For every 10 decibels of hearing loss, the extra risk increased by 20 percent.

Seniors with high levels of hearing loss are significantly more likely to develop dementia over time than those who retain their hearing, according to a new study by Johns Hopkins University and the National Institute on Aging published in the Archives of Neurology.

The new study, published in the February 2011 issue, focused on 639 people whose hearing and cognitive abilities were tested as part of the Baltimore Longitudinal Study on Aging between 1990 and 1994. The research was supported by the intramural research program of the National Institute on Aging.

While about a quarter of the volunteers had some hearing loss at the start of the study, none had dementia. Researchers also took other dementia risk factors into account, including diabetes, high blood pressure, age, sex, and race.

These volunteers were then closely followed with repeat examinations every one to two years, and by 2008, 58 of them had developed dementia, including 37 who had alzheimer’s disease. Participants with hearing loss at the beginning of the study were significantly more likely to develop dementia by the end. Compared with volunteers with normal hearing, those with mild, moderate, and severe hearing loss had twofold, threefold, and fivefold (respectively) the risk of developing dementia over time.

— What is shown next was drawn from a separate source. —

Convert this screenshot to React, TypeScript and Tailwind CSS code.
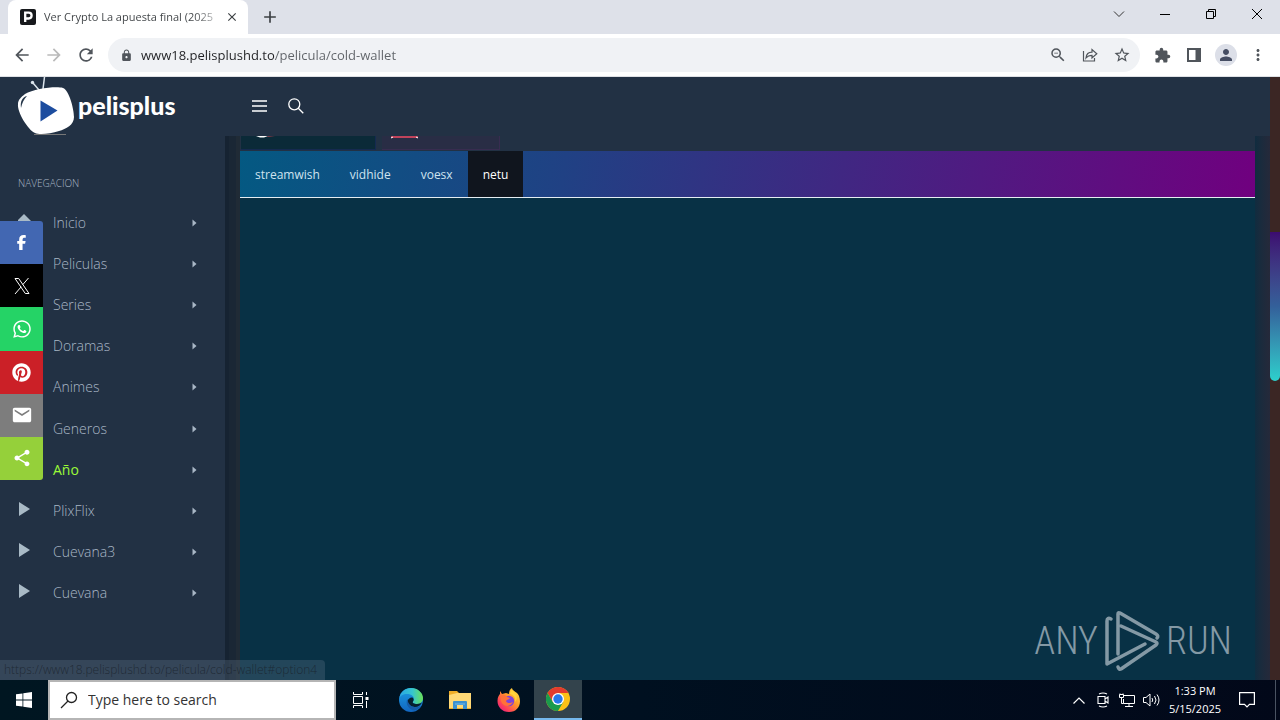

Of the participants, 125 had mild hearing loss (25 to 40 dB), 53 had moderate hearing loss (41 to 70 dB), and six had severe hearing loss (more than 70 decibels).

The risk of dementia was higher in those with hearing loss of greater than 25 decibels, with further increases in risk observed among those with moderate or severe hearing loss as compared with mild hearing loss. For participants age 60 and older, more than one-third of the risk of dementia was associated with hearing loss.

The risk of developing Alzheimer’s disease, specifically, also increased with hearing loss, such that for every 10 decibels of hearing loss, the extra risk increased by 20 percent. The results showed no association between self-reported use of hearing aids and a reduction in dementia or Alzheimer’s disease risk.

While the reason behind the link remains unknown, investigators believe a common pathology may underlie both, or that the strain of decoding sounds over the years may overwhelm the brains of hearing loss patients, leaving them at higher risk for dementia. Investigators also suggest that hearing loss could lead to dementia by making individuals more socially isolated, which is a known risk factor for various cognitive disorders, including dementia.

“Researchers have looked at what affects hearing loss, but few have looked at how hearing loss affects cognitive brain function,” says study leader Frank Lin, MD, PhD, assistant professor in the Division of Otology at Johns Hopkins University School of Medicine. “There hasn’t been much crosstalk between otologists and geriatricians, so it’s been unclear whether hearing loss and dementia are related.”